El ministro de Trabajo e Inmigración, Celestino Corbacho, anunció el martes que se iban a revisar los convenios que España mantiene con algunos países africanos y suramericanos para facilitar la contratación en origen de la mano de obra que requieren determinadas actividades económicas en España, la cual se iba a reducir "prácticamente a cero". La propuesta del ministro se difundió en unas circunstancias concretas, puesto que coincidía con un dato conocido horas antes: que la cifra de paro --según el Servicio Público de Empleo-- se elevó en agosto hasta los 2,5 millones de trabajadores.

Nadie puede discutir la lógica de la afirmación de que si un país tiene a más del 10% de su fuerza laboral a la espera de un empleo, tiene derecho a plantear la revisión de la política de importación regulada de mano de obra que ha practicado anteriormente, durante un ciclo económico expansivo. En síntesis, el razonamiento del ministro es que, si hay puestos de trabajo no cubiertos, y en un claro periodo recesivo, lo lógico es que los ocupen los inscritos en las oficinas públicas de empleo y no se importe mano de obra, cuando aquí hay excedentes de la misma.

La propuesta ha sido contestada de inmediato por sindicatos, partidos políticos --excepto el PSOE y el PP, que le acusa de copiar su programa--, e incluso por sectores de la patronal, particularmente la agraria, que ve peligrar la mano de obra de las campañas. Y ayer, la vicepresidenta Fernández de la Vega, dio la puntilla a esa idea afirmando, tras la reunión del Consejo de Ministros, que habrá las contrataciones en origen "que se necesiten". El rechazo a los planes de Corbacho --que, por su inconcreción, parecían improvisados-- tiene fundamento. Y ello porque el ministro vuelve a vincular paro e inmigración, trasladando a la sociedad un mensaje inquietante: que los que vienen de fuera quitan puestos de trabajo a los autóctonos.

Está demostrado que esa vinculación es falsa, porque los inmigrantes han llegado siguiendo la lógica del mercado: España ha sido durante una década un país en expansión y nadie quería hacer los trabajos menos cualificados y peor retribuidos. Este principio se mantiene, como lo prueba la utilización de inmigrantes temporales para recoger fruta en Huelva o en Extremadura. Quienes les contratan advierten de que, si se restringe la inmigración legal, se fomenta, aunque sea sin querer, la ilegal.
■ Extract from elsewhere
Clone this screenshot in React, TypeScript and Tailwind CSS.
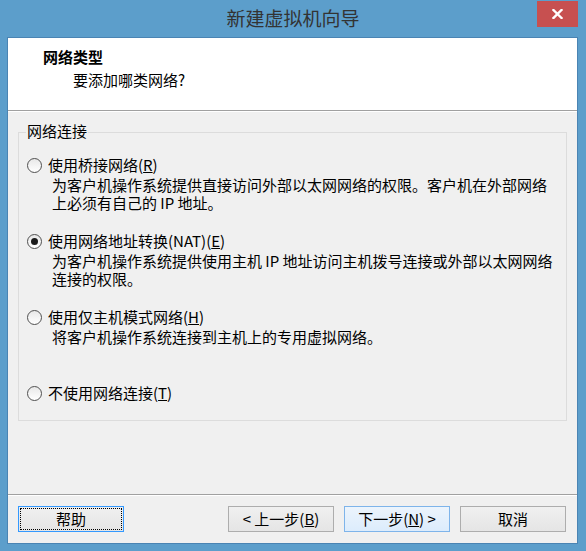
import React from 'react'

const Radio: React.FC<{ checked?: boolean }> = ({ checked }) => (
  <span className="w-[15px] h-[15px] shrink-0 rounded-full border border-[#505050] bg-gradient-to-b from-[#e8e8e8] to-white flex items-center justify-center">
    {checked && <span className="w-[7px] h-[7px] rounded-full bg-[#1a1a1a]" />}
  </span>
)

type Option = {
  label: React.ReactNode
  lines: string[]
  checked?: boolean
}

const options: Option[] = [
  {
    label: (
      <>
        使用桥接网络(<u>R</u>)
      </>
    ),
    lines: ['为客户机操作系统提供直接访问外部以太网网络的权限。客户机在外部网络', '上必须有自己的 IP 地址。'],
  },
  {
    label: (
      <>
        使用网络地址转换(NAT)(<u>E</u>)
      </>
    ),
    lines: ['为客户机操作系统提供使用主机 IP 地址访问主机拨号连接或外部以太网网络', '连接的权限。'],
    checked: true,
  },
  {
    label: (
      <>
        使用仅主机模式网络(<u>H</u>)
      </>
    ),
    lines: ['将客户机操作系统连接到主机上的专用虚拟网络。'],
  },
  {
    label: (
      <>
        不使用网络连接(<u>T</u>)
      </>
    ),
    lines: [],
  },
]

const Button: React.FC<{ children: React.ReactNode; kind?: 'focus' | 'default' }> = ({ children, kind }) => {
  const look =
    kind === 'focus'
      ? 'border-[#3399ff] bg-gradient-to-b from-[#f0f0f0] to-[#e5e5e5] outline-1 outline-dotted outline-black outline-offset-[-3px]'
      : kind === 'default'
      ? 'border-[#7eb4ea] bg-gradient-to-b from-[#ecf4fc] to-[#dcecfc]'
      : 'border-[#adadad] bg-gradient-to-b from-[#f0f0f0] to-[#e5e5e5]'
  return (
    <div className={`w-[106px] h-[26px] border ${look} flex items-center justify-center text-[15px] leading-[20px] text-black`}>
      {children}
    </div>
  )
}

export default function App() {
  return (
    <div className="w-[586px] h-[551px] bg-[#5c9ecb] flex flex-col font-['Noto_Sans_CJK_SC',sans-serif] select-none">
      {/* title bar */}
      <div className="relative h-[38px] flex items-center justify-center">
        <span className="text-[19px] leading-[24px] text-[#333333] -mt-[2px]">新建虚拟机向导</span>
        <div className="absolute right-[8px] top-[1px] w-[41px] h-[26px] bg-[#c75050] flex items-center justify-center">
          <svg width="11" height="10" viewBox="0 0 11 10">
            <path d="M1.5 1 L9.5 9 M9.5 1 L1.5 9" stroke="#ffffff" strokeWidth="2.4" strokeLinecap="square" />
          </svg>
        </div>
      </div>

      {/* client */}
      <div className="ml-[8px] mr-[9px] h-[505px] bg-[#f0f0f0] flex flex-col shadow-[0_0_0_1px_#4a84b3]">
        <div className="h-[72px] bg-white pl-[35px] pt-[10px]">
          <div className="text-[15px] leading-[18px] font-bold text-black">网络类型</div>
          <div className="mt-[5px] ml-[30px] text-[15px] leading-[18px] text-black">要添加哪类网络?</div>
        </div>
        <div className="h-[1px] bg-[#a0a0a0]" />
        <div className="h-[1px] bg-white" />

        {/* group box */}
        <div className="mt-[20px] mx-[10px] h-[289px] border border-[#dcdcdc] flex flex-col">
          <div className="-mt-[11px] ml-[7px] self-start px-[1px] bg-[#f0f0f0] text-[15px] leading-[18px] text-black">
            网络连接
          </div>
          <div className="mt-[15px] flex flex-col">
            {options.map((o, i) => (
              <div key={i} className="h-[76px] flex flex-col shrink-0">
                <div className="h-[20px] flex items-center pl-[8px]">
                  <Radio checked={o.checked} />
                  <span className="ml-[6px] text-[15px] leading-[20px] text-black whitespace-nowrap">{o.label}</span>
                </div>
                <div className="mt-[1px] pl-[33px]">
                  {o.lines.map((l, j) => (
                    <div key={j} className="text-[15px] leading-[18px] text-black whitespace-nowrap">
                      {l}
                    </div>
                  ))}
                </div>
              </div>
            ))}
          </div>
        </div>

        <div className="mt-[73px] h-[1px] bg-[#a0a0a0]" />
        <div className="h-[1px] bg-white" />

        {/* buttons */}
        <div className="mt-[10px] pl-[10px] pr-[11px] flex items-center">
          <Button kind="focus">帮助</Button>
          <div className="flex-1" />
          <div className="flex gap-[10px]">
            <Button>
              &lt; 上一步(<u>B</u>)
            </Button>
            <Button kind="default">
              下一步(<u>N</u>) &gt;
            </Button>
            <Button>取消</Button>
          </div>
        </div>
      </div>
    </div>
  )
}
Paradójicamente, 12.000 españoles se van a la vendimia francesa, donde les pagan 2.000 euros en tres semanas, porque no existe la amenaza, como pasa en España, de que los temporeros se queden allí al acabar la cosecha. En Francia, que también lucha por reducir su desempleo, se va a incentivar con una ayuda de 450 euros a los parados para hacer más atractivas las ofertas de trabajo cuya remuneración no compense la pérdida del subsidio. Es un ejercicio de realismo que bien debería explorarse en nuestro país.